Talvez o assinante lamente que não haja mais Trás-os-Montes na revista. (Quanto a não haver mais Periférica em Trás-os-Montes, ilibar-nos-á, certamente, dessa culpa…) Mas que Trás-os-Montes? Não é retórica esta pergunta.
Repare: a Periférica despreza a imbecilidade, a boçalidade, a apatia — não despreza Trás-os-Montes, como há-de estar claro. Nem o minimiza, acredite. Simplesmente, a Periférica também não está interessada em maximizar Trás-os-Montes. Nem por solidariedade regional (o que equivaleria a um inútil paternalismo), nem por qualquer outro sentimento igualmente vazio e igualmente desculpabilizador.
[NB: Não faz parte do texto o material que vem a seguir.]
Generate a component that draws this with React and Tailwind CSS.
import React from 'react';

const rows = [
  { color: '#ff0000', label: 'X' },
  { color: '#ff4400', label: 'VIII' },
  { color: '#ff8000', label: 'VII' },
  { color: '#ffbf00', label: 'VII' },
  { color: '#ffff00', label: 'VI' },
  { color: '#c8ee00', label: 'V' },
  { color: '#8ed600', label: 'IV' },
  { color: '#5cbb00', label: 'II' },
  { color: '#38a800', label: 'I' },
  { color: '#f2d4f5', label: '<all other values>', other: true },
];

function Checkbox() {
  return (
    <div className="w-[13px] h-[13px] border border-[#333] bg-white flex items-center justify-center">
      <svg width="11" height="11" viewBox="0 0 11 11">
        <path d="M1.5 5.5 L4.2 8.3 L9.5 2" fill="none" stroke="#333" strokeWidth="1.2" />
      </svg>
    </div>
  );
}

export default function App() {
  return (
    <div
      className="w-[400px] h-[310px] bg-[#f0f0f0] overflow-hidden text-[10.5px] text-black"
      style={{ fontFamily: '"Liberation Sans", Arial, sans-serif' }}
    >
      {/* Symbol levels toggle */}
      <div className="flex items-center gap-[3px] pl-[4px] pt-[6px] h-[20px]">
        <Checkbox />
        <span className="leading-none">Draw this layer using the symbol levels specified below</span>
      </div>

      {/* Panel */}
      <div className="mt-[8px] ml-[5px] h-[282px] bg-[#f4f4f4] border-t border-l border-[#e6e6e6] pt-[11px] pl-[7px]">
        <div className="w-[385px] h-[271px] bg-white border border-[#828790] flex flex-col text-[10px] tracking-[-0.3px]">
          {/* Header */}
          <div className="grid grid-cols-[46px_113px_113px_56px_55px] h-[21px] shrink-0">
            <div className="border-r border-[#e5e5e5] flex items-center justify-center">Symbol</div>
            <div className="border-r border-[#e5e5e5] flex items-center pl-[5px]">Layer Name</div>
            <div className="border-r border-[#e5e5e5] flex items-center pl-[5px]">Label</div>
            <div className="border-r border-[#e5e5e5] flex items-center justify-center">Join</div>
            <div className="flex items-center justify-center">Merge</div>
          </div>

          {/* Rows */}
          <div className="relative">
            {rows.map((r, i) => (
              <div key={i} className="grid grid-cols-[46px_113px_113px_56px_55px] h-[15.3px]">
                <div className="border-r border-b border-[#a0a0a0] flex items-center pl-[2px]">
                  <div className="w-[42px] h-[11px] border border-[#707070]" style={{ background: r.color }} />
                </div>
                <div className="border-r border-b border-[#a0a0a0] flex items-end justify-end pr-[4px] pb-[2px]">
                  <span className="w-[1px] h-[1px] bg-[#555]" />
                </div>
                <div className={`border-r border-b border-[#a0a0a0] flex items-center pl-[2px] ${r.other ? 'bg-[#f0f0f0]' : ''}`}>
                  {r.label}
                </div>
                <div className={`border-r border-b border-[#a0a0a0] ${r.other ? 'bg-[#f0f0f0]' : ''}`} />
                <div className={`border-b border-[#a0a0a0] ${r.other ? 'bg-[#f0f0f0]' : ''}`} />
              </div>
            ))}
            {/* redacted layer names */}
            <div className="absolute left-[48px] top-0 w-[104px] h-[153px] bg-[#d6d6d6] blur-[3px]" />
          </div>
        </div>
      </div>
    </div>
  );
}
Nós gostaríamos de acreditar que a simples existência de uma revista como a Periférica no «interior» era suficientemente didáctica e construtiva — mas sempre fomos afectados de soberba: sabemos que o «interior» na sua maior parte não partilha da nossa ideia.
Felizmente, Trás-os-Montes tem bolsas que teimam em fugir ao retrato ruralista e obtuso que os transmontanos gostam e teimam em se conceder. Só que, para mal dos regionalismos, essas bolsas, com naturalidade, remetem a geografia para segundo plano, o lugar que lhe é próprio.
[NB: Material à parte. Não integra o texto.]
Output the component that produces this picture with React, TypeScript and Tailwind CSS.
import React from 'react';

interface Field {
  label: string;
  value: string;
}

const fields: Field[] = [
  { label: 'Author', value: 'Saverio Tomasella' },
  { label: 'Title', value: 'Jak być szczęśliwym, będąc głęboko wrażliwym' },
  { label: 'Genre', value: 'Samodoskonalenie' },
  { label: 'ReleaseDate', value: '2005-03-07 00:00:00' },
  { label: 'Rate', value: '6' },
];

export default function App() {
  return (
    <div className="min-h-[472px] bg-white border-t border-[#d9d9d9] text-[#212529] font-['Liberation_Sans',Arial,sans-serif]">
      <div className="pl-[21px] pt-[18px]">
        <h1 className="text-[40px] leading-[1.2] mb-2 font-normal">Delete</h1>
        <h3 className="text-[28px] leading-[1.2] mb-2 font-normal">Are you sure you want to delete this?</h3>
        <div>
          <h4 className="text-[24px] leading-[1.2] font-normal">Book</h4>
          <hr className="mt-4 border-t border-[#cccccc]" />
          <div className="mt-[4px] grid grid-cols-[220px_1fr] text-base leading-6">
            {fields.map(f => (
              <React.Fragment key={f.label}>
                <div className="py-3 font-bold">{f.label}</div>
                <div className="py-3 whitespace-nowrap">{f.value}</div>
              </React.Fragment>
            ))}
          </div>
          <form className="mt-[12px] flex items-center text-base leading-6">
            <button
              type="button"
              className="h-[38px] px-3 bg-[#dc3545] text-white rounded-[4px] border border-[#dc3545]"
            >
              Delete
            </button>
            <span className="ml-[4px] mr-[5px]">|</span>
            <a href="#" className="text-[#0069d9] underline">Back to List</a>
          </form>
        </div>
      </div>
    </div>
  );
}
Já agora, o Paralelo 36, com a uma boa escrita, é ele próprio um exemplo de urbanidade surpreendente no «interior».
Grato pela paciência para este longo comentário,
Rui Ângelo Araújo
Caro Rui Ângelo,
Antes de mais quero manifestar a minha mais sincera admiração pela defesa clarificadora e justificação conceptual da revista de que é director.
As questões colocadas são para mim de uma importância quase assustadora tal é a importância que esta problemática tem na minha própria vida e tais são as dúvidas que há tanto tempo me perseguem. Vou passar algum tempo a pensar no assunto e mais tarde em forma de post vou lançar as minhas conclusões, mais para me entender a mim próprio do que para lhe fazer entender o que quer que seja, já que o seu comentário é por demais claro no que se refere ao posicionamento da Periférica relativamente à tal questão do "interior".
Mais uma vez o meu muito obrigado pelo comentário e sobretudo por me obrigar a pensar.